STA441 Assignment 4

Quiz on Friday Feb. 9th in tutorial

This assignment is on permutation and randomization tests, discussed in Chapter 11 of the online text. For each question below, please bring hard copy of your log file (not your program file) and results file to the quiz. That's two log files and two results files. You may be asked to answer questions about them, and you may be asked to hand them in with the quiz.

Note that each log file and corresponding results file must be produced by the same run of SAS. If they are not, you will get zero for all questions about the data set involved.
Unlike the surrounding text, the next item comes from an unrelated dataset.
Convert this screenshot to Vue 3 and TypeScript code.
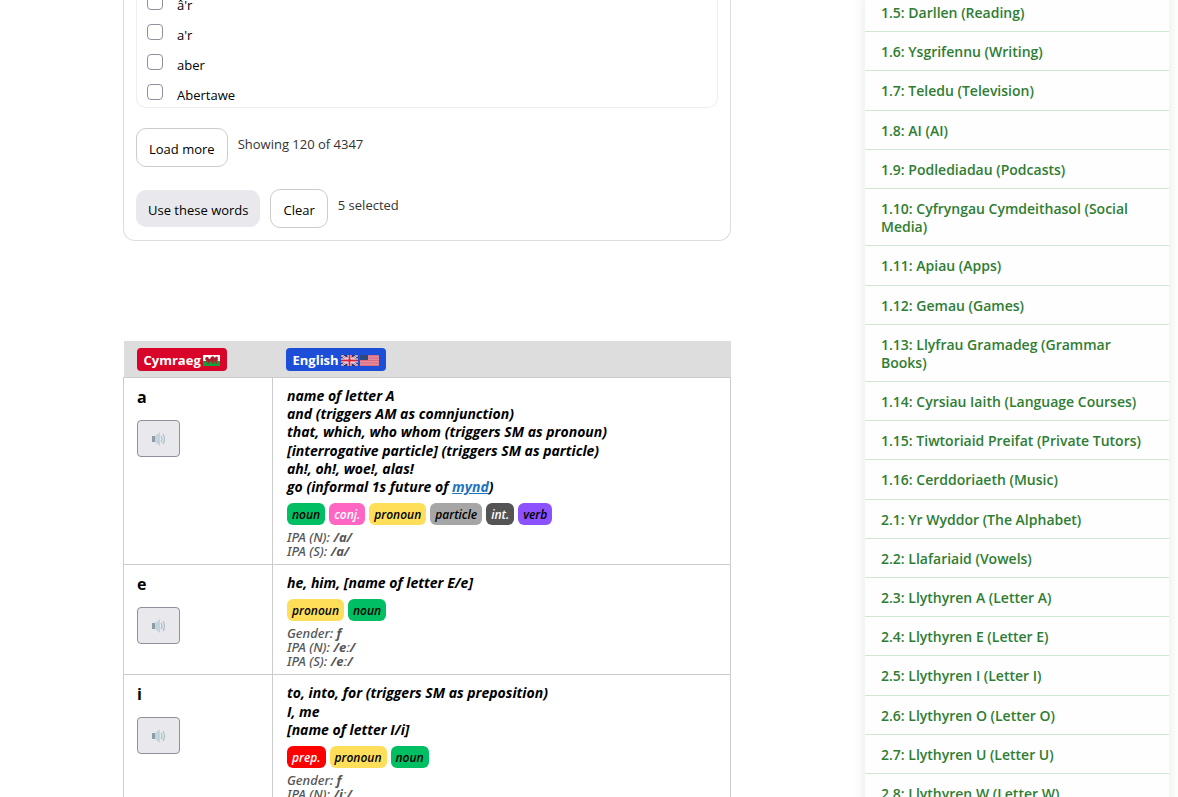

  1. The Diet Data are from a study of people trying to lose weight. The data are available in an Excel Spreadsheet. Variables are The diet data are from a University of Sheffield website, and I assume they were intended to be shared.

    1. Using SAS (of course), calculate a new variable representing weight loss. Produce frequency distributions for the categorical variables, and display the mean, standard deviation, minimum and maximum for the quantitative variables.
    2. Run proc means again, just on your weight loss variable. This time request t and probt, as you did with the furnace data. Is there evidence of average weight loss? Are you comfortable with a causal explanation? What are some potential confounding variables?
    3. By includng the line class diet; you can get separate tests for each diet. What do you conclude? Use plain language.
    4. This assignment is about permutation and randomization tests, but for comparison, carry out a standard one-way ANOVA in which the explanatory variable is diet, and the response variable is weight loss. Follow it up with pairwise comparisons of means. Since the sample sizes are nearly equal, Tukey comparisons are likely to be be most powerful, so do that. What do you conclude? Use plain language.
    5. proc npar1way with the wilcoxon option will give you a classical Kruskal-Wallis non-parametric one-way analysis of variance by ranks. Go ahead and give it a try. Did diet have an effect? Why can I say "effect?"
    6. Follow up that last analysis with Bonferroni-protected pairwise comparisons. You will be doing two-sample rank tests, in which the Kruskal-Wallis test becomes a Mann-Whitney U test. Note that this is not the way proc npar1way does pairwise comparisons by default. The advantage of our way is that you know what you're doing. For each comparison, you'll get a Wilcoxon Two-Sample Test as well as the Kruskal-Wallis test. Pay attention to the Kruskal-Wallis. Convert p-values to Bonferroni-corrected p-values. On the quiz, a calculator could be helpful if you have to do this. A hint, if you need one, is the word where.
    7. The following is not a SAS question, for a change. Those pairwise tests are based on a large-sample chi-square approximation. The exact sub-command without mc would yield exact permutation tests. Genuine permutation tests are attractive, but you have to watch out. Consider the comparison of Diet 1 and Diet 2. Twenty-four participants were assigned to Diet 1 and 27 were assigned to Diet 2.
      1. So, the number of ways to allocate the weight loss numbers to Diet 1 and Diet 2 is 51-choose-24. What is this number? You don't have to use SAS.
      2. You would need to calculate a t-statistic for each re-arrangement of the data. Suppose you could compute 100 t-statistics per second. How many years would it take?
    8. Finally we get to the main non-parametric analysis of these data. Using proc npar1way, do a randomization test using the raw data rather than ranks. The null hypothesis is that Diet had no effect.
    9. Using proc multtest, follow up the last test with multiple comparisons, using a permutation adjustment of the p-values. In plain, non-statistical language, what do you conclude? Are your conclusions different from what you obtained from the usual one-way ANOVA?
  2. This question is based on the Furnace data from Assignment 2. Please do it with a separate SAS program -- that is, not just a continuation of the program for Question 1.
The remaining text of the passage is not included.